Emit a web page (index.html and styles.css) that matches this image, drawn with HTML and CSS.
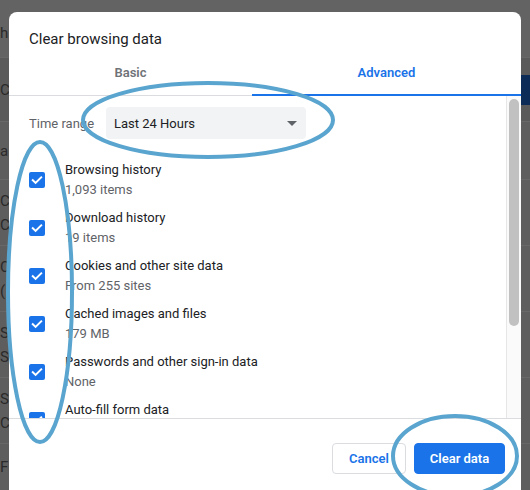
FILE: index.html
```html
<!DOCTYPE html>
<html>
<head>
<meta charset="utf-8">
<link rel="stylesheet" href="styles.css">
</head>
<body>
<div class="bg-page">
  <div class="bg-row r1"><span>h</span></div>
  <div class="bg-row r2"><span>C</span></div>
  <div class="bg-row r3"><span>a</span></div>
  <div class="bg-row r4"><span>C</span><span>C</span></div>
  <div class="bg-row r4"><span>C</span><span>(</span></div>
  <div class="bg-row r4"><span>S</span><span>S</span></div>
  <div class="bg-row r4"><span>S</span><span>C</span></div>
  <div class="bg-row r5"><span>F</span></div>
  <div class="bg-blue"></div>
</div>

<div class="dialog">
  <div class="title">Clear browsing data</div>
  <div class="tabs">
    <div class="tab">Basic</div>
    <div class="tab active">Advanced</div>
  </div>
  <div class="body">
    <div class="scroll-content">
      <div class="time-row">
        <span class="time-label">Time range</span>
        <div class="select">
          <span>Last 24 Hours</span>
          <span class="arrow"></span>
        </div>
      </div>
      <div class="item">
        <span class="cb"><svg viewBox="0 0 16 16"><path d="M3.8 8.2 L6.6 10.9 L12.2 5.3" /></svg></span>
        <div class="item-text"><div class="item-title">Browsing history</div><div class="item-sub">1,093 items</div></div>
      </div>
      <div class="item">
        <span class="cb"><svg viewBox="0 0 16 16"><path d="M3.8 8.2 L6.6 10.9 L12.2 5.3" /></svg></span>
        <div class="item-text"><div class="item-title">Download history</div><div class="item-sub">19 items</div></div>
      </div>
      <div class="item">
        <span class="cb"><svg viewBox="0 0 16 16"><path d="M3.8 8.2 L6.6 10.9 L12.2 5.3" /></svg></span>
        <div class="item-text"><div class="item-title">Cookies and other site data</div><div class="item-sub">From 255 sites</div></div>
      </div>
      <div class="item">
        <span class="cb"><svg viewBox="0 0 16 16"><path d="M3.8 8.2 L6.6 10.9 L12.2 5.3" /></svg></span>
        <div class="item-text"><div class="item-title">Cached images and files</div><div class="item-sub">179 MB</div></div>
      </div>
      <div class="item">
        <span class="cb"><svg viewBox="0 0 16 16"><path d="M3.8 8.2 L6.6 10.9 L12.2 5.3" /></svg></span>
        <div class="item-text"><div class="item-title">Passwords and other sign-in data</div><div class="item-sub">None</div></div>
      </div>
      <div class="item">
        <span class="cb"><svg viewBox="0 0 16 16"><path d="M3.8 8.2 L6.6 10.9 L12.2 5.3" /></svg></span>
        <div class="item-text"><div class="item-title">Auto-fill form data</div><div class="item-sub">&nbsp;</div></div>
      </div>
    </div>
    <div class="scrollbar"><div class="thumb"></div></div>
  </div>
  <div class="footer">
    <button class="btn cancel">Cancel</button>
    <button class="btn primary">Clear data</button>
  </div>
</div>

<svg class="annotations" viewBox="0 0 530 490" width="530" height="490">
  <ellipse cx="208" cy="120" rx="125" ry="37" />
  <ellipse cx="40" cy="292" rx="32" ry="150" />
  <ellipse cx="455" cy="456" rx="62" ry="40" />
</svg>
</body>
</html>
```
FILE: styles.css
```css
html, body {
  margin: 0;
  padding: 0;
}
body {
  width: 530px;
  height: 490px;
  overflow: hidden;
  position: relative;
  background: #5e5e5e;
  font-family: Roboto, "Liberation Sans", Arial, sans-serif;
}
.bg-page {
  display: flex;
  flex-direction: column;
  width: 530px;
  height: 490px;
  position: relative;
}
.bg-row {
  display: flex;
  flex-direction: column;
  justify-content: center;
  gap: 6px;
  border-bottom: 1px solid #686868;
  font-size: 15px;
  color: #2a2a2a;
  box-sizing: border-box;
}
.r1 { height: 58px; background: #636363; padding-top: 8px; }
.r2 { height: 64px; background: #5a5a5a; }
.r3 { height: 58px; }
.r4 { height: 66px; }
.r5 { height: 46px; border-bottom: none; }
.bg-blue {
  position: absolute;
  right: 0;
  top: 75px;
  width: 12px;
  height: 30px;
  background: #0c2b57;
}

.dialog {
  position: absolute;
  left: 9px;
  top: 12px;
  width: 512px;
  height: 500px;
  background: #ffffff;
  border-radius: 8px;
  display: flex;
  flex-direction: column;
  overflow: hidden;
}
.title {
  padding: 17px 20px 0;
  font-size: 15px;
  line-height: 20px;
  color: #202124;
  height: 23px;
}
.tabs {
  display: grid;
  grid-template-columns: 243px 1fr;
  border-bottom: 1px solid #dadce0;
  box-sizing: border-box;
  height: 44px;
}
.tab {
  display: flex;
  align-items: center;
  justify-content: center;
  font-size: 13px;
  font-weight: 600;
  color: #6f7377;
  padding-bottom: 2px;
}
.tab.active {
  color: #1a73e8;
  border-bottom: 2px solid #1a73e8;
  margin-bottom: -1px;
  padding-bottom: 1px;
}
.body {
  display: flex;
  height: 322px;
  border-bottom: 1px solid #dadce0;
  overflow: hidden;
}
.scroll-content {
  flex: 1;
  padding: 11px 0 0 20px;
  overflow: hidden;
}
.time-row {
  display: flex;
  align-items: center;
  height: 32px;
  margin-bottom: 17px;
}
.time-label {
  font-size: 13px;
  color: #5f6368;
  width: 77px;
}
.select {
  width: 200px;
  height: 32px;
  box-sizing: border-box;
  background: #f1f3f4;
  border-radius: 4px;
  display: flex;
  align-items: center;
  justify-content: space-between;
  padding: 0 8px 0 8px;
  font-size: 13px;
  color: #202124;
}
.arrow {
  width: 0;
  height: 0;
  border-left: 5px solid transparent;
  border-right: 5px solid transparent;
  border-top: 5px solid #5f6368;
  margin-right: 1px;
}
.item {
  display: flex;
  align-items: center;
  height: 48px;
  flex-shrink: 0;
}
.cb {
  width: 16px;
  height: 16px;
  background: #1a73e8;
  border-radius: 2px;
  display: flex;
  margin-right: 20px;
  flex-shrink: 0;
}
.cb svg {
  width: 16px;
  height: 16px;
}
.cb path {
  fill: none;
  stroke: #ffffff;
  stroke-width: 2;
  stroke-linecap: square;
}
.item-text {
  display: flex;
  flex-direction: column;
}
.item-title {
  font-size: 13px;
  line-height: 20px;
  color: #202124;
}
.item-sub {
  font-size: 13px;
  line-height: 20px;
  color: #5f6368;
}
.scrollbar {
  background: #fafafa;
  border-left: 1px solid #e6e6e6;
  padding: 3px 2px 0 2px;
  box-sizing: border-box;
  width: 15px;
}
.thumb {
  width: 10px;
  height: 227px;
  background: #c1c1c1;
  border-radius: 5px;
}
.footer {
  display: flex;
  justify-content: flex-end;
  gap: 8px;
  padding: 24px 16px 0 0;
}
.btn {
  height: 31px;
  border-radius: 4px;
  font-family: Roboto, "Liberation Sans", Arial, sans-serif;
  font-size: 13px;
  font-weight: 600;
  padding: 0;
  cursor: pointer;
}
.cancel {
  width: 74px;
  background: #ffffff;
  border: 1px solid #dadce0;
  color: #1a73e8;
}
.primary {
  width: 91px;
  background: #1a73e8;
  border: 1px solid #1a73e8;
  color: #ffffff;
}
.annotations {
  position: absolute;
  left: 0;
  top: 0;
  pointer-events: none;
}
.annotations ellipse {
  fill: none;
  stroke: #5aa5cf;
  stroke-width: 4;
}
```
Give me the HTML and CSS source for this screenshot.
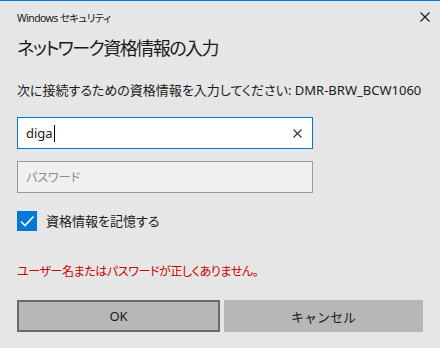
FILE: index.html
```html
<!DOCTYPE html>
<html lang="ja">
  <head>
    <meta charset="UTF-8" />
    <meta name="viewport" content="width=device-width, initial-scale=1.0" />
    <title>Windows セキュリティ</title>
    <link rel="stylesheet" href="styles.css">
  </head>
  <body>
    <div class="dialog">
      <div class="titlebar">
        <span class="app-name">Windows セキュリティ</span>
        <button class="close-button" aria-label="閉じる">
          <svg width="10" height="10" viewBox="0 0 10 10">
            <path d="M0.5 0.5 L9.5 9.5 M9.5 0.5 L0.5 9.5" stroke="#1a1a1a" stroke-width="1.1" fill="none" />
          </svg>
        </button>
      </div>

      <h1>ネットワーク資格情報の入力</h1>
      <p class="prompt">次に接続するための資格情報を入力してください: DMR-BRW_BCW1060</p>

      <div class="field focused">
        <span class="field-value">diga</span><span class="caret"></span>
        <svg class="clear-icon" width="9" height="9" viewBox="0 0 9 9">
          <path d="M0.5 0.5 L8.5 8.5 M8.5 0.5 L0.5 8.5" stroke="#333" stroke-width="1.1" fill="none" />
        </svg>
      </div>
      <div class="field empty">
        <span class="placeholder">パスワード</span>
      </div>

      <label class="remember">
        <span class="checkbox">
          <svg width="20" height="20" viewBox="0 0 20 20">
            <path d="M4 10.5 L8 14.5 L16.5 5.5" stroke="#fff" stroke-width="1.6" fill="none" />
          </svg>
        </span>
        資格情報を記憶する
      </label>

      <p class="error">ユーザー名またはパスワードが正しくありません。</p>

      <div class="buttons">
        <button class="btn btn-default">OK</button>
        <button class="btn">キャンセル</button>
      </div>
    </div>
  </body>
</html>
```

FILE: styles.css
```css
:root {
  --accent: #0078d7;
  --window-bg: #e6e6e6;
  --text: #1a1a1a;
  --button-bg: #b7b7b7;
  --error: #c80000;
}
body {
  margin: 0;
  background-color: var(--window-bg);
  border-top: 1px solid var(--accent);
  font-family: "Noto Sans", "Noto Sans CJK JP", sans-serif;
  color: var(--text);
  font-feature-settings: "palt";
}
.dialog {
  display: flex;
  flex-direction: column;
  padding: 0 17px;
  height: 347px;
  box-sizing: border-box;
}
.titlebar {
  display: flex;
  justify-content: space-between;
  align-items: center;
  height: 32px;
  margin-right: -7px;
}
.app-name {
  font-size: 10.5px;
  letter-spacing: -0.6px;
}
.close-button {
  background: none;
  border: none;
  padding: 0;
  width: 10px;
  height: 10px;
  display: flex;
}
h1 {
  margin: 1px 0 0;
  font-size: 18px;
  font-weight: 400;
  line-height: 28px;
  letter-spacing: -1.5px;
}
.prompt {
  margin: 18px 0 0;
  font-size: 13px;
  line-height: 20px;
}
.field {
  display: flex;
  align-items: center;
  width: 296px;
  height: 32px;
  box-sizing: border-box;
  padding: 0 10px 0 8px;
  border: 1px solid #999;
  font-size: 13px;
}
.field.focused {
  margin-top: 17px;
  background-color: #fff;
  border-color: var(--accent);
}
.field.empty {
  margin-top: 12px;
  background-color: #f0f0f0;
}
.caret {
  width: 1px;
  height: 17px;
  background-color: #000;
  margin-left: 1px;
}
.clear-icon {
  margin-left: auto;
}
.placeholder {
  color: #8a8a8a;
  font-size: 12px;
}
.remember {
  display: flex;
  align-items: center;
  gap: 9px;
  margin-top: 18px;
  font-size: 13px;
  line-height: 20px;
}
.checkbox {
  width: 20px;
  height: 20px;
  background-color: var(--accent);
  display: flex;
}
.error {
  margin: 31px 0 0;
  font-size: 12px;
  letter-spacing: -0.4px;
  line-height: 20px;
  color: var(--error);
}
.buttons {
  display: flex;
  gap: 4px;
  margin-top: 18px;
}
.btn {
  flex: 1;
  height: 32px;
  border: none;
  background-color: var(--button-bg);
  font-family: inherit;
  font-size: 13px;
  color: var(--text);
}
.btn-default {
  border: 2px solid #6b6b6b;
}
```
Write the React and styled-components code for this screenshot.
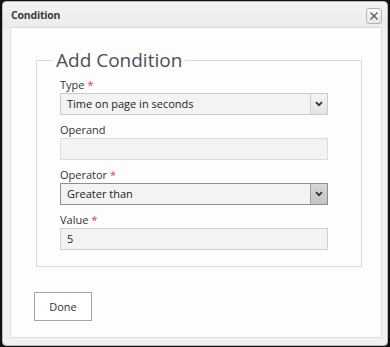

→ **Challenge**: A line counts if it holds the word "page". Work out how many lines in the listing count, and give only that number.

→ **Answer to this problem**: 3